» Provided data:
□ □ □ □ □
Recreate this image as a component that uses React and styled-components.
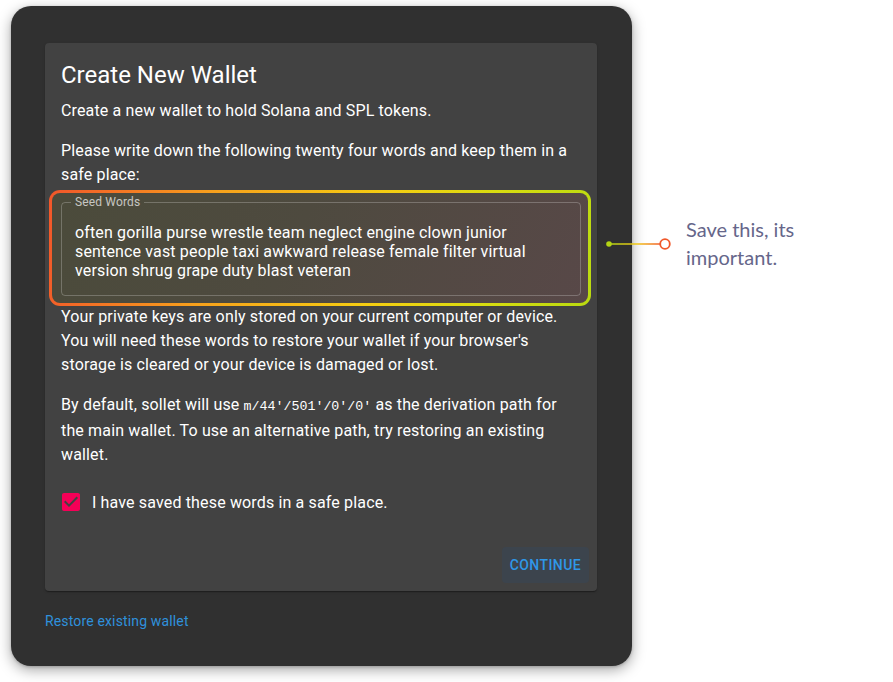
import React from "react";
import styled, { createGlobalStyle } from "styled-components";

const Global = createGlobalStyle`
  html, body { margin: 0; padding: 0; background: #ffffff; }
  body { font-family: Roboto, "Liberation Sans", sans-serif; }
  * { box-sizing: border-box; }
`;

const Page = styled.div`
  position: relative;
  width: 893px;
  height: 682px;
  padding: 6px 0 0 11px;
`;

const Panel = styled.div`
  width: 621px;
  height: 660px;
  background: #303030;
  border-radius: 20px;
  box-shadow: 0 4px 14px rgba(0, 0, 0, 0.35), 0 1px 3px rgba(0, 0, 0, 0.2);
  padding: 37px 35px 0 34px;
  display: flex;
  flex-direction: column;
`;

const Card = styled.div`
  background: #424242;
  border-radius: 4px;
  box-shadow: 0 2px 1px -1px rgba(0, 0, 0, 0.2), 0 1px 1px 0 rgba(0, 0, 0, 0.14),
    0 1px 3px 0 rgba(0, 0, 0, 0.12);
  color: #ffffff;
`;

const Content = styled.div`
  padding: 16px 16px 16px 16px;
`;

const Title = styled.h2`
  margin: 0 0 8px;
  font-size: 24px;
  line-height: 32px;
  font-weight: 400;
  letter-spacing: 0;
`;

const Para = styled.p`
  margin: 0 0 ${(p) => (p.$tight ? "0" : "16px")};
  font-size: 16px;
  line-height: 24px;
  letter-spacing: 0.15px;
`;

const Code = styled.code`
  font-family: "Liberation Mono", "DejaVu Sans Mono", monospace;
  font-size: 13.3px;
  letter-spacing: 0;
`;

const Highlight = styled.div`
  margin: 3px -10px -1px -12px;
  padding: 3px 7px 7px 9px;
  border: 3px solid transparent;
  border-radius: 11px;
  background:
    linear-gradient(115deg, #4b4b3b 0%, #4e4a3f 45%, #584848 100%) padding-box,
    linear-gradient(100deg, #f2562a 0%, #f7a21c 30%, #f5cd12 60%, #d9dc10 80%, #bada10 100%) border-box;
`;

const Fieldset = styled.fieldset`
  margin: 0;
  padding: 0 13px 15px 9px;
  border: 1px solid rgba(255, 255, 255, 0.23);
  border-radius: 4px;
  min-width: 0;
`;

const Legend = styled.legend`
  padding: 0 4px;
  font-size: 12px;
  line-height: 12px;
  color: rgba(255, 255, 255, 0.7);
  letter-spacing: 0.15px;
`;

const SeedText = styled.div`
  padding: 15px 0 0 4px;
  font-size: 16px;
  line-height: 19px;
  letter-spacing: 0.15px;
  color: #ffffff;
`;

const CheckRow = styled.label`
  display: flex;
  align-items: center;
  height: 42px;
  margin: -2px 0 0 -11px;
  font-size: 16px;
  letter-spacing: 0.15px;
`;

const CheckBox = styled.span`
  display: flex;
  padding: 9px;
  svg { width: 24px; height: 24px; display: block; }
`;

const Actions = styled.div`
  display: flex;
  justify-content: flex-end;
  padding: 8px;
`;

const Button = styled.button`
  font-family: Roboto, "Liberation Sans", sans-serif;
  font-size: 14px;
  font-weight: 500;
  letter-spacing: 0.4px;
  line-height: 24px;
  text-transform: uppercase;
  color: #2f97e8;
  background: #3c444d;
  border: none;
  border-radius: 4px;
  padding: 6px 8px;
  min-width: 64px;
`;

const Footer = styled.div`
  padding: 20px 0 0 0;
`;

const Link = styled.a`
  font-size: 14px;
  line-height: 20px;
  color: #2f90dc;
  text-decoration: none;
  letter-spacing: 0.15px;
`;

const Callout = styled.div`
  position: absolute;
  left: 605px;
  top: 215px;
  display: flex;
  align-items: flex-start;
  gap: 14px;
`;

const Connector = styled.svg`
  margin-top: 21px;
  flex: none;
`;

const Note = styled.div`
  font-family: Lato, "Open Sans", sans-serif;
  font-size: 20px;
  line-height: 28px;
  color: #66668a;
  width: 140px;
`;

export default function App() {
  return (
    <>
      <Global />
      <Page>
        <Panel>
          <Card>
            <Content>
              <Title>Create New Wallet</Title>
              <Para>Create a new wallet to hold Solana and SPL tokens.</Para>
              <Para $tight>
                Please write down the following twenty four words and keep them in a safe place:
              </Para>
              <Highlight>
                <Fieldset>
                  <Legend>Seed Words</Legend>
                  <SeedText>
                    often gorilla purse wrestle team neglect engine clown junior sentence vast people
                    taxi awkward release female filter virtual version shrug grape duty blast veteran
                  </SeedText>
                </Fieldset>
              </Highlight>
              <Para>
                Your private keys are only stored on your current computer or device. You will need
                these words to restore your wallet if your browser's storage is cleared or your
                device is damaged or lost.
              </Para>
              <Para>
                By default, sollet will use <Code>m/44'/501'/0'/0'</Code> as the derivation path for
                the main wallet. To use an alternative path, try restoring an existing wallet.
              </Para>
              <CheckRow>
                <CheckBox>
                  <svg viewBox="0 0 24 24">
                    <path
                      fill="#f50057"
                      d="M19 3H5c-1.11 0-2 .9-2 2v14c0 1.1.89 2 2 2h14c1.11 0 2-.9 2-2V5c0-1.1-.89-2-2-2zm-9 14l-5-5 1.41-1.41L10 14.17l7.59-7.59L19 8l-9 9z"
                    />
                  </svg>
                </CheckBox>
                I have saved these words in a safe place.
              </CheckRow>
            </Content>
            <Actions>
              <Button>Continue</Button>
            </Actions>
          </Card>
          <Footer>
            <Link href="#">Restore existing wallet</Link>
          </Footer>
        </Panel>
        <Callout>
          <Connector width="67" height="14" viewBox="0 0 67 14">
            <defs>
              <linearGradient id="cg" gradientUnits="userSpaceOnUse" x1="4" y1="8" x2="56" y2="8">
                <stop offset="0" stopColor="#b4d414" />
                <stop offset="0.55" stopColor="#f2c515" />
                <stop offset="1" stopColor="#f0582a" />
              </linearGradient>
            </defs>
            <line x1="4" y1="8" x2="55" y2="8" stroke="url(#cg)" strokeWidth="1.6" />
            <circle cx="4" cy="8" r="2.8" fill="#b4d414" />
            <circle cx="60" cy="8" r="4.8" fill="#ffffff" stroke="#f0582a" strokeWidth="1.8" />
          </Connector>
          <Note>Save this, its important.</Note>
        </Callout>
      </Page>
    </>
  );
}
□ □ □ □ □
» Request: Transcribe the whole listing, character for character, but not its images.

» Worked answer:
Recreate this image as a component that uses React and styled-components.
import React from "react";
import styled, { createGlobalStyle } from "styled-components";

const Global = createGlobalStyle`
  html, body { margin: 0; padding: 0; background: #ffffff; }
  body { font-family: Roboto, "Liberation Sans", sans-serif; }
  * { box-sizing: border-box; }
`;

const Page = styled.div`
  position: relative;
  width: 893px;
  height: 682px;
  padding: 6px 0 0 11px;
`;

const Panel = styled.div`
  width: 621px;
  height: 660px;
  background: #303030;
  border-radius: 20px;
  box-shadow: 0 4px 14px rgba(0, 0, 0, 0.35), 0 1px 3px rgba(0, 0, 0, 0.2);
  padding: 37px 35px 0 34px;
  display: flex;
  flex-direction: column;
`;

const Card = styled.div`
  background: #424242;
  border-radius: 4px;
  box-shadow: 0 2px 1px -1px rgba(0, 0, 0, 0.2), 0 1px 1px 0 rgba(0, 0, 0, 0.14),
    0 1px 3px 0 rgba(0, 0, 0, 0.12);
  color: #ffffff;
`;

const Content = styled.div`
  padding: 16px 16px 16px 16px;
`;

const Title = styled.h2`
  margin: 0 0 8px;
  font-size: 24px;
  line-height: 32px;
  font-weight: 400;
  letter-spacing: 0;
`;

const Para = styled.p`
  margin: 0 0 ${(p) => (p.$tight ? "0" : "16px")};
  font-size: 16px;
  line-height: 24px;
  letter-spacing: 0.15px;
`;

const Code = styled.code`
  font-family: "Liberation Mono", "DejaVu Sans Mono", monospace;
  font-size: 13.3px;
  letter-spacing: 0;
`;

const Highlight = styled.div`
  margin: 3px -10px -1px -12px;
  padding: 3px 7px 7px 9px;
  border: 3px solid transparent;
  border-radius: 11px;
  background:
    linear-gradient(115deg, #4b4b3b 0%, #4e4a3f 45%, #584848 100%) padding-box,
    linear-gradient(100deg, #f2562a 0%, #f7a21c 30%, #f5cd12 60%, #d9dc10 80%, #bada10 100%) border-box;
`;

const Fieldset = styled.fieldset`
  margin: 0;
  padding: 0 13px 15px 9px;
  border: 1px solid rgba(255, 255, 255, 0.23);
  border-radius: 4px;
  min-width: 0;
`;

const Legend = styled.legend`
  padding: 0 4px;
  font-size: 12px;
  line-height: 12px;
  color: rgba(255, 255, 255, 0.7);
  letter-spacing: 0.15px;
`;

const SeedText = styled.div`
  padding: 15px 0 0 4px;
  font-size: 16px;
  line-height: 19px;
  letter-spacing: 0.15px;
  color: #ffffff;
`;

const CheckRow = styled.label`
  display: flex;
  align-items: center;
  height: 42px;
  margin: -2px 0 0 -11px;
  font-size: 16px;
  letter-spacing: 0.15px;
`;

const CheckBox = styled.span`
  display: flex;
  padding: 9px;
  svg { width: 24px; height: 24px; display: block; }
`;

const Actions = styled.div`
  display: flex;
  justify-content: flex-end;
  padding: 8px;
`;

const Button = styled.button`
  font-family: Roboto, "Liberation Sans", sans-serif;
  font-size: 14px;
  font-weight: 500;
  letter-spacing: 0.4px;
  line-height: 24px;
  text-transform: uppercase;
  color: #2f97e8;
  background: #3c444d;
  border: none;
  border-radius: 4px;
  padding: 6px 8px;
  min-width: 64px;
`;

const Footer = styled.div`
  padding: 20px 0 0 0;
`;

const Link = styled.a`
  font-size: 14px;
  line-height: 20px;
  color: #2f90dc;
  text-decoration: none;
  letter-spacing: 0.15px;
`;

const Callout = styled.div`
  position: absolute;
  left: 605px;
  top: 215px;
  display: flex;
  align-items: flex-start;
  gap: 14px;
`;

const Connector = styled.svg`
  margin-top: 21px;
  flex: none;
`;

const Note = styled.div`
  font-family: Lato, "Open Sans", sans-serif;
  font-size: 20px;
  line-height: 28px;
  color: #66668a;
  width: 140px;
`;

export default function App() {
  return (
    <>
      <Global />
      <Page>
        <Panel>
          <Card>
            <Content>
              <Title>Create New Wallet</Title>
              <Para>Create a new wallet to hold Solana and SPL tokens.</Para>
              <Para $tight>
                Please write down the following twenty four words and keep them in a safe place:
              </Para>
              <Highlight>
                <Fieldset>
                  <Legend>Seed Words</Legend>
                  <SeedText>
                    often gorilla purse wrestle team neglect engine clown junior sentence vast people
                    taxi awkward release female filter virtual version shrug grape duty blast veteran
                  </SeedText>
                </Fieldset>
              </Highlight>
              <Para>
                Your private keys are only stored on your current computer or device. You will need
                these words to restore your wallet if your browser's storage is cleared or your
                device is damaged or lost.
              </Para>
              <Para>
                By default, sollet will use <Code>m/44'/501'/0'/0'</Code> as the derivation path for
                the main wallet. To use an alternative path, try restoring an existing wallet.
              </Para>
              <CheckRow>
                <CheckBox>
                  <svg viewBox="0 0 24 24">
                    <path
                      fill="#f50057"
                      d="M19 3H5c-1.11 0-2 .9-2 2v14c0 1.1.89 2 2 2h14c1.11 0 2-.9 2-2V5c0-1.1-.89-2-2-2zm-9 14l-5-5 1.41-1.41L10 14.17l7.59-7.59L19 8l-9 9z"
                    />
                  </svg>
                </CheckBox>
                I have saved these words in a safe place.
              </CheckRow>
            </Content>
            <Actions>
              <Button>Continue</Button>
            </Actions>
          </Card>
          <Footer>
            <Link href="#">Restore existing wallet</Link>
          </Footer>
        </Panel>
        <Callout>
          <Connector width="67" height="14" viewBox="0 0 67 14">
            <defs>
              <linearGradient id="cg" gradientUnits="userSpaceOnUse" x1="4" y1="8" x2="56" y2="8">
                <stop offset="0" stopColor="#b4d414" />
                <stop offset="0.55" stopColor="#f2c515" />
                <stop offset="1" stopColor="#f0582a" />
              </linearGradient>
            </defs>
            <line x1="4" y1="8" x2="55" y2="8" stroke="url(#cg)" strokeWidth="1.6" />
            <circle cx="4" cy="8" r="2.8" fill="#b4d414" />
            <circle cx="60" cy="8" r="4.8" fill="#ffffff" stroke="#f0582a" strokeWidth="1.8" />
          </Connector>
          <Note>Save this, its important.</Note>
        </Callout>
      </Page>
    </>
  );
}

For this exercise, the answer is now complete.